Ia menambahkan, tak ada yang tahu Schapelle sampai ia tertangkap di Bali, diadili dan divonis penjara, kemudian sudah dijadikan "bintang" oleh media Australia untuk dijual sebagai tontonan laris.

Ariel menilai salah satu alasan mengapa Schapelle laris adalah karena konteks hubungan Indonesia-Australia saat itu, setelah peristiwa Bom Bali pada tahun 2002.

Menurutnya, saat itu publik Australia masih marah, selain pada pelaku terorisme, juga dengan Indonesia dalam menangani kasus ini.

Ditambah keputusan pengadilan saat itu yang tidak menghukum berat tokoh senior Abu Bakar Ba'asyir, yang oleh sebagian pihak di Australia dituduh menjadi otak di belakang Bom Bali.

"Schapelle Corby kemudian ditampilkan oleh media Australia sebagai seorang korban tak bersalah. Ia perempuan, muda, berkulit putih. Ia mewakili sosok yang disayang mayoritas penduduk."

"Penggambaran karikatural demikian mudah membangkitkan emosi nasionalis dan sentimen rasis yang ingin membela dan melindungi warganya yang rentan dizalimi di negeri asing."

Bekal popularitas inilah yang tampaknya didaur ulang oleh media televisi Australia saat ini.

Episode perdana SAS mencetak rekor sebagai program televisi yang paling banyak ditonton saat itu, dengan total jumlah 1,2 juta penonton secara nasional, mengalahkan program lain seperti 'Junior Masterchef' dan 'The Block'.

"Mungkin tidak berhasil gemilang. Tetapi ramainya kecaman publik pada tampilnya Corby itu sendiri merupakan promosi tambahan yang mungkin sudah diperhitungkan produser," pungkas Ariel. 

Schapelle dibebaskan bersyarat dari Indonesia

Saat menjelani pengadilan di Indonesia, Schapelle beberapa kali mengaku tidak bersalah dan bersikukuh tidak tahu-menahu soal keberadaan ganja di papan seluncurnya.

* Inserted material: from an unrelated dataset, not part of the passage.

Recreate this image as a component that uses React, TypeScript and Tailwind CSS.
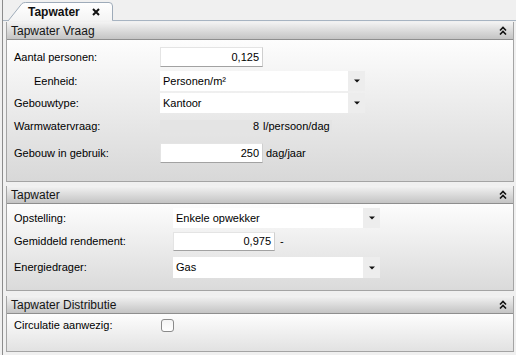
import type { ReactNode } from 'react';

function Chevrons() {
  return (
    <svg width="8" height="9" viewBox="0 0 8 9" className="mr-[6px]">
      <path d="M1 4.5 L4 1.5 L7 4.5" fill="none" stroke="#111" strokeWidth="1.6" />
      <path d="M1 8.5 L4 5.5 L7 8.5" fill="none" stroke="#111" strokeWidth="1.6" />
    </svg>
  );
}

function Caret() {
  return (
    <svg width="6" height="4" viewBox="0 0 6 4">
      <path d="M0 0.5 H6 L3 3.5 Z" fill="#111" />
    </svg>
  );
}

function SectionHeader({ title }: { title: string }) {
  return (
    <div className="h-[18px] flex items-center justify-between pl-[4px] border-b border-[#8e8e8e] bg-linear-to-b from-[#f3f3f3] to-[#c4c4c4] text-[12px] text-[#151515]">
      <span>{title}</span>
      <Chevrons />
    </div>
  );
}

function Section({ title, bodyClass, children }: { title: string; bodyClass: string; children: ReactNode }) {
  return (
    <div className="border-x border-b border-[#a4a4a4]">
      <SectionHeader title={title} />
      <div className={`pl-[7px] flex flex-col bg-linear-to-b from-[#fdfdfd] ${bodyClass}`}>{children}</div>
    </div>
  );
}

function Row({ label, labelW, className = '', indent = false, children }: {
  label: string; labelW: string; className?: string; indent?: boolean; children: ReactNode;
}) {
  return (
    <div className={`flex items-center ${className}`}>
      <div className={`${labelW} shrink-0 ${indent ? 'pl-[20px]' : ''}`}>{label}</div>
      {children}
    </div>
  );
}

function NumberBox({ value, w }: { value: string; w: string }) {
  return (
    <div className={`${w} h-full flex items-center justify-end pr-[3px] bg-white border border-t-[#e4e4e4] border-l-[#e4e4e4] border-r-[#cfcfcf] border-b-[#a2a2a2]`}>
      {value}
    </div>
  );
}

function Dropdown({ value, w }: { value: string; w: string }) {
  return (
    <div className={`${w} h-full flex items-stretch bg-white`}>
      <div className="flex-1 flex items-center pl-[3px]">{value}</div>
      <div className="w-[17px] flex items-center justify-center bg-[#ededed]">
        <Caret />
      </div>
    </div>
  );
}

export default function App() {
  return (
    <div className="w-[516px] h-[355px] bg-[#f0f0f0] font-['Liberation_Sans',Arial,sans-serif] text-[11px] text-black overflow-hidden">
      <div className="ml-[2px] h-full border-l border-[#8c8c8c]">
        {/* tab strip */}
        <div className="h-[21px] flex">
          <div className="w-[5px] border-b border-[#a7b4c2]" />
          <div className="relative w-[105px] h-[21px]">
            <svg className="absolute inset-0" width="105" height="21" viewBox="0 0 105 21">
              <defs>
                <linearGradient id="tabg" x1="0" y1="0" x2="0" y2="1">
                  <stop offset="0" stopColor="#ffffff" />
                  <stop offset="1" stopColor="#f4f4f4" />
                </linearGradient>
              </defs>
              <path
                d="M0 21 L14 3.5 Q15.5 2.5 17.5 2.5 L101 2.5 Q104.5 2.5 104.5 6 L104.5 20.5 L105 20.5"
                fill="url(#tabg)"
                stroke="#9eabb9"
              />
            </svg>
            <div className="relative h-full flex items-center pt-[2px] pl-[20px] gap-[12px] font-bold text-[12px] text-[#111]">
              <span>Tapwater</span>
              <svg width="8" height="8" viewBox="0 0 8 8">
                <path d="M1 1 L7 7 M7 1 L1 7" stroke="#111" strokeWidth="2" />
              </svg>
            </div>
          </div>
          <div className="flex-1 border-b border-[#a7b4c2]" />
        </div>

        <div className="pl-[3px] pr-[2px] pt-[1px] flex flex-col">
          <Section title="Tapwater Vraag" bodyClass="h-[141px] pt-[7px] to-[#d8d8d8]">
            <Row label="Aantal personen:" labelW="w-[146px]" className="h-[20px]">
              <NumberBox value="0,125" w="w-[103px]" />
            </Row>
            <Row label="Eenheid:" labelW="w-[146px]" indent className="h-[20px] mt-[4px]">
              <Dropdown value="Personen/m²" w="w-[205px]" />
            </Row>
            <Row label="Gebouwtype:" labelW="w-[146px]" className="h-[20px] mt-[2px]">
              <Dropdown value="Kantoor" w="w-[205px]" />
            </Row>
            <Row label="Warmwatervraag:" labelW="w-[146px]" className="h-[13px] mt-[7px]">
              <div className="h-full flex items-center bg-[#e4e4e4]">
                <div className="w-[103px] text-right pr-[4px]">8</div>
                <div className="pl-[0px] pr-[2px]">l/persoon/dag</div>
              </div>
            </Row>
            <Row label="Gebouw in gebruik:" labelW="w-[146px]" className="h-[20px] mt-[10px]">
              <NumberBox value="250" w="w-[103px]" />
              <span className="pl-[3px]">dag/jaar</span>
            </Row>
          </Section>

          <div className="mt-[4px]">
            <Section title="Tapwater" bodyClass="h-[86px] pt-[4px] to-[#dadada]">
              <Row label="Opstelling:" labelW="w-[159px]" className="h-[20px]">
                <Dropdown value="Enkele opwekker" w="w-[207px]" />
              </Row>
              <Row label="Gemiddeld rendement:" labelW="w-[159px]" className="h-[19px] mt-[4px]">
                <NumberBox value="0,975" w="w-[102px]" />
                <span className="pl-[5px]">-</span>
              </Row>
              <Row label="Energiedrager:" labelW="w-[159px]" className="h-[21px] mt-[6px]">
                <Dropdown value="Gas" w="w-[207px]" />
              </Row>
            </Section>
          </div>

          <div className="mt-[5px]">
            <Section title="Tapwater Distributie" bodyClass="h-[37px] pt-[5px] to-[#e2e2e2]">
              <Row label="Circulatie aanwezig:" labelW="w-[147px]" className="h-[13px]">
                <div className="w-[13px] h-[13px] rounded-[3px] border border-[#8a8a8a] bg-linear-to-b from-[#f4f4f4] to-[#ffffff]" />
              </Row>
            </Section>
          </div>
        </div>
      </div>
    </div>
  );
}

Namun Pengadilan Negeri Denpasar tetap memvonisnya dengan hukuman 20 tahun penjara di tahun 2005.

Di tahun 2012 Schapelle menerima grasi dari Susilo Bambang Yudhoyono, presiden RI saat itu, dan mendapat pengurangan lima tahun masa tahanan.

Lalu di tahun 2014, setelah sembilan tahun dalam penjara, dia mendapat pembebasan bersyarat. 

Schapelle tinggal di Bali sampai pembebasan bersyaratnya berakhir tiga tahun kemudian dan terbang ke Brisbane pada 2017.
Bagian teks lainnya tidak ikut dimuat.